As the world takes a conscious and collective stand against the rising use of fossil fuels, it also disrupts a status quo set in place during the dawn of the industrial revolution. Since fossil fuels began to power our homes, factories and cars, most technological developments have focussed merely on efficiency gains. The improved productivity of coal-fired power plants, combined with better refining techniques and higher efficiency engines have allowed us to do more with less. At the same time, demand has moved steadily upwards, implying that even with these productivity gains, costs have always been rising.
The biggest hurdle to renewable energy was always the fixed costs involved. Consider a solar, or wind-powered plant. Not only is there no option to run these plants 24x7, but the cost per unit of power produced, when added to the cost of the infrastructure itself, always lagged the numbers showcased by their traditional, fossil fuel counterparts. However, efficiency gains have been made in renewables as well. In fact, one might argue that while we have somewhat plateaued with the gains in fossil fuel productivity, the gains in renewables are only just getting started. As a result, the earliest solar plants are now starting to show net positive gains when compared with coal power plants. The same can be said for wind and hydroelectric power plants.
Assisting in this wave of continual improvements in efficiency and productivity are polymer materials that lend their properties to this endeavor. Here we look at a few ways in which high-performance polymers are contributing to the field of renewable energy.
1. Solar Tracker Bearings
The effectiveness of a solar panel in maximizing the energy it can harvest is improved by ensuring it receives the highest intensity of sunlight possible. Solar tracker systems are designed to rotate the solar panels in order to keep them facing the sun at an optimal angle. However, the energy expended in rotating the panels cannot exceed the efficiency gains from the rotation itself. Thus, it is critical to have a low-cost, low-friction process that limits the energy consumption of the tracker.
Solar tracker bearings are made using high-performance, UV resistant polymers that are both light-weight, low in cost and easy to install. In addition to this, we have developed solar tracker bearings that employ fiction reducing additives, leading to higher efficiency gains in the system.

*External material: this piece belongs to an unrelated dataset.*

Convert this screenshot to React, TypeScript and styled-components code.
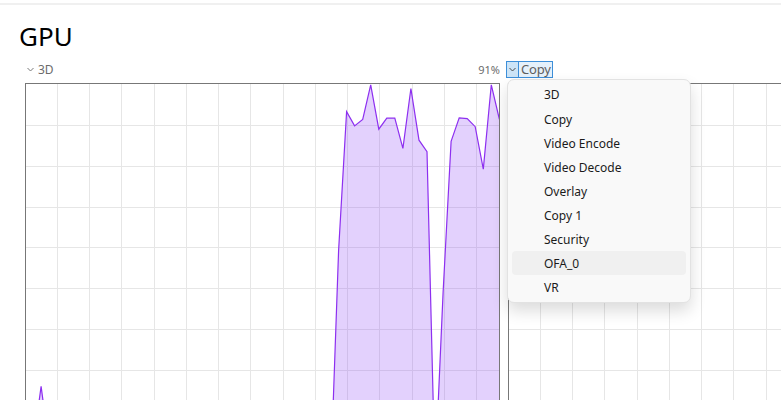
import React from 'react';
import styled, { createGlobalStyle } from 'styled-components';

const GlobalStyle = createGlobalStyle`
	html,
	body {
		margin: 0;
		padding: 0;
		background: #ffffff;
	}

	body {
		font-family: 'Noto Sans', 'Open Sans', 'Noto Sans CJK SC', sans-serif;
		color: #1b1b1b;
	}
`;

const CHART_W = 473;
const CHART_H = 406;
const STEP_X = 8.04;
const GRID_X = 32.25;
const GRID_Y = 40.8;

// 60 samples, one per second, in percent
const engine3d = [
	2.7, 11, 25.7, 11, 3.5, 2.4, 4.1, 3.2, 2.6, 3.9, 2.2, 3.4, 4.6, 2.8, 3.1, 2.5, 3.7, 2.9, 4.2, 3.3,
	2.6, 3.8, 2.4, 3, 4.4, 2.7, 3.6, 2.3, 3.1, 4, 2.8, 3.4, 2.5, 3.9, 3.2, 2.6, 3.5, 2.9, 2.9, 59.1,
	93.2, 89.7, 91.3, 99.8, 88.9, 91.6, 91.6, 84.2, 98.9, 86.2, 83.4, 3.9, 48.8, 85.9, 91.7, 91.5, 89.5,
	79.1, 99.8, 91.3,
];

const engineCopy: number[] = new Array(60).fill(0);

const engines = ['3D', 'Copy', 'Video Encode', 'Video Decode', 'Overlay', 'Copy 1', 'Security', 'OFA_0', 'VR'];

const Page = styled.div`
	width: 781px;
	height: 400px;
	overflow: hidden;
	padding-top: 3px;
	box-sizing: border-box;
`;

const TopRule = styled.div`
	height: 2px;
	background: #f0f0f0;
`;

const Title = styled.h1`
	margin: 13px 0 0 19px;
	font-size: 26px;
	line-height: 36px;
	font-weight: 400;
	color: #000000;
`;

const ChartGrid = styled.div`
	display: grid;
	grid-template-columns: 475px 475px;
	column-gap: 8px;
	margin: 7px 0 0 25px;
`;

const Panel = styled.div`
	display: flex;
	flex-direction: column;
`;

const LabelRow = styled.div`
	position: relative;
	display: flex;
	align-items: center;
	justify-content: space-between;
	height: 17px;
	margin-bottom: 5px;
`;

const EngineLabel = styled.div`
	display: flex;
	align-items: center;
	gap: 4px;
	padding-left: 2px;
	font-size: 12px;
	line-height: 16px;
	color: #6b6b6b;
`;

const Percent = styled.div`
	font-size: 11px;
	line-height: 15px;
	color: #6b6b6b;
`;

const EngineSelect = styled.div`
	display: flex;
	align-items: stretch;
	height: 17px;
	margin-left: -2px;
	border: 1px solid #3d8fd9;
	box-sizing: border-box;
`;

const SelectArrow = styled.div`
	display: flex;
	align-items: center;
	justify-content: center;
	width: 11px;
	background: #cce4f7;
	border-right: 1px solid #3d8fd9;
`;

const SelectText = styled.div`
	display: flex;
	align-items: center;
	padding: 0 1px 0 2px;
	background: #e5f1fb;
	font-size: 13px;
	line-height: 15px;
	color: #5e5e5e;
	letter-spacing: -0.2px;
`;

const ChartBox = styled.div`
	width: 475px;
	height: 408px;
	border: 1px solid #777777;
	box-sizing: border-box;
	overflow: hidden;

	svg {
		display: block;
	}
`;

const Menu = styled.div`
	position: absolute;
	left: -1px;
	top: 18px;
	width: 184px;
	padding: 2px 0 3px;
	background: #f9f9f9;
	border: 1px solid #e2e2e2;
	border-radius: 7px;
	box-sizing: border-box;
	box-shadow: 0 8px 16px rgba(0, 0, 0, 0.14);
	z-index: 2;
`;

const MenuItem = styled.div<{ $active?: boolean }>`
	display: flex;
	align-items: center;
	height: 24px;
	margin: 0 4px;
	padding-left: 32px;
	border-radius: 4px;
	font-size: 12px;
	color: #1b1b1b;
	background: ${p => (p.$active ? '#f0f0f0' : 'transparent')};

	&:first-child {
		height: 25px;
	}
`;

const Chevron = ({ color }: { color: string }) => (
	<svg
		width="7"
		height="5"
		viewBox="0 0 7 5"
	>
		<polyline
			points="0.5,1 3.5,4 6.5,1"
			fill="none"
			stroke={color}
			strokeWidth="1"
		/>
	</svg>
);

const UsageChart = ({ values }: { values: number[] }) => {
	const cols = [];
	for (let n = 1; n * GRID_X - 1 < CHART_W; n++) {
		cols.push(Math.floor(n * GRID_X - 1) + 0.5);
	}
	const rows = [];
	for (let m = 1; m * GRID_Y < CHART_H; m++) {
		rows.push(Math.floor(m * GRID_Y + 0.7) + 0.5);
	}

	const pts = values.map((v, k) => [k * STEP_X - 1, (1 - v / 100) * (CHART_H + 1)]);
	const line = pts.map(([x, y]) => `${x.toFixed(1)},${y.toFixed(1)}`).join(' ');
	const last = pts[pts.length - 1];
	const area = `M${pts[0][0]},${CHART_H + 2} L${line.split(' ').join(' L')} L${last[0]},${CHART_H + 2} Z`;

	return (
		<svg
			width={CHART_W}
			height={CHART_H}
		>
			{cols.map(x => (
				<line
					key={`c${x}`}
					x1={x}
					x2={x}
					y1={0}
					y2={CHART_H}
					stroke="#e6e6e6"
					strokeWidth="1"
				/>
			))}
			{rows.map(y => (
				<line
					key={`r${y}`}
					x1={0}
					x2={CHART_W}
					y1={y}
					y2={y}
					stroke="#e6e6e6"
					strokeWidth="1"
				/>
			))}
			<path
				d={area}
				fill="rgba(142, 72, 246, 0.25)"
			/>
			<polyline
				points={line}
				fill="none"
				stroke="#8d2ff0"
				strokeWidth="1.2"
				strokeLinejoin="miter"
			/>
		</svg>
	);
};

const App = () => {
	return (
		<>
			<GlobalStyle />
			<Page>
				<TopRule />
				<Title>GPU</Title>
				<ChartGrid>
					<Panel>
						<LabelRow>
							<EngineLabel>
								<Chevron color="#7a7a7a" />
								3D
							</EngineLabel>
							<Percent>91%</Percent>
						</LabelRow>
						<ChartBox>
							<UsageChart values={engine3d} />
						</ChartBox>
					</Panel>
					<Panel>
						<LabelRow>
							<EngineSelect>
								<SelectArrow>
									<Chevron color="#4a4a4a" />
								</SelectArrow>
								<SelectText>Copy</SelectText>
							</EngineSelect>
							<Menu>
								{engines.map(name => (
									<MenuItem
										key={name}
										$active={name === 'OFA_0'}
									>
										{name}
									</MenuItem>
								))}
							</Menu>
						</LabelRow>
						<ChartBox>
							<UsageChart values={engineCopy} />
						</ChartBox>
					</Panel>
				</ChartGrid>
			</Page>
		</>
	);
};

export default App;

Cost-wise, the bearing assembly can be made at roughly 1/10th the cost of a traditional metallic bearing.
2. Bearings for wind turbines
Like solar tracker systems, wind turbines too have a tracking system which maximizes the angle of the turbine to ensure it receives the most energy. In addition to this, the process of harnessing wind energy is a rotary process, implying higher RPMs and a need for lower friction. Any friction in the system immediately results in a net energy loss. Hence, high-performance polymers such as PTFE find use in these applications. Although PTFE can be an expensive material, the coefficient of friction it offers can be as low as 0.03 when moving against polished stainless steel. This allows a simple PTFE bearing to take on loads and prove effective in applications where otherwise heavy and more expensive metal assemblies would be needed. Furthermore, as PTFE is a self-lubricating material, the need for grease and/or constant maintenance is significantly reduced. This is especially useful for wind turbines, which are usually located in remote areas and benefit from needing less maintenance.
3. EV charging stations
Electric Vehicles are gaining traction over traditional fuel powered vehicles. As their demand and prevalence grows, so too would the infrastructure needed to ensure that they can function smoothly. Investments in EV charging stations have increased significantly and new housing developments are increasingly required to ensure that there are charging stations for all parking slots.
As a superior insulation material, PTFE has been found effective in EV charging stations. PTFE insulation blocks can be used to improve the charging efficiency and ensure that there is minimal leakage of current.
4. Battery separators
One of the key factors with renewable energy is that storage needs to be both ample and efficient. While traditional power plants feed directly into the grid, solar and wind plants will only generate power in bursts. As a result, a lot of effort has gone into battery technologies. Both PTFE and PE (polyethylene) are seen as effective battery separators.
These separators provide internal insulation to the battery, preventing the batteries from discharging when idle. Although PE separators are effective in most applications, high-voltage applications need PTFE films, which possess higher breakdown voltage strengths and can remain effective over a much longer time period. These PTFE films can be made in thicknesses of as low as 40 microns and have breakdown voltages of as high as 100KV per mm.
5. Plastic to diesel conversion - renewable polymer fuels
While polymers are certainly effective in improving the efficiency of renewable energy systems, the irony is that most polymers are manufactured from fossil fuels themselves. However, recent advancements in plastic-to-fuel technologies have allowed waste polymers to be converted back into combustible fuels. While this does not exactly fall in the same category as renewables, it does allow for a lot of waste plastics to be re-used, rather than end up in landfills.
The above are but a few applications where polymers are finding use. In truth, there are myriad different areas when the properties of high-performance plastics can be utilized to improve, enhance and augment existing systems of renewable energy.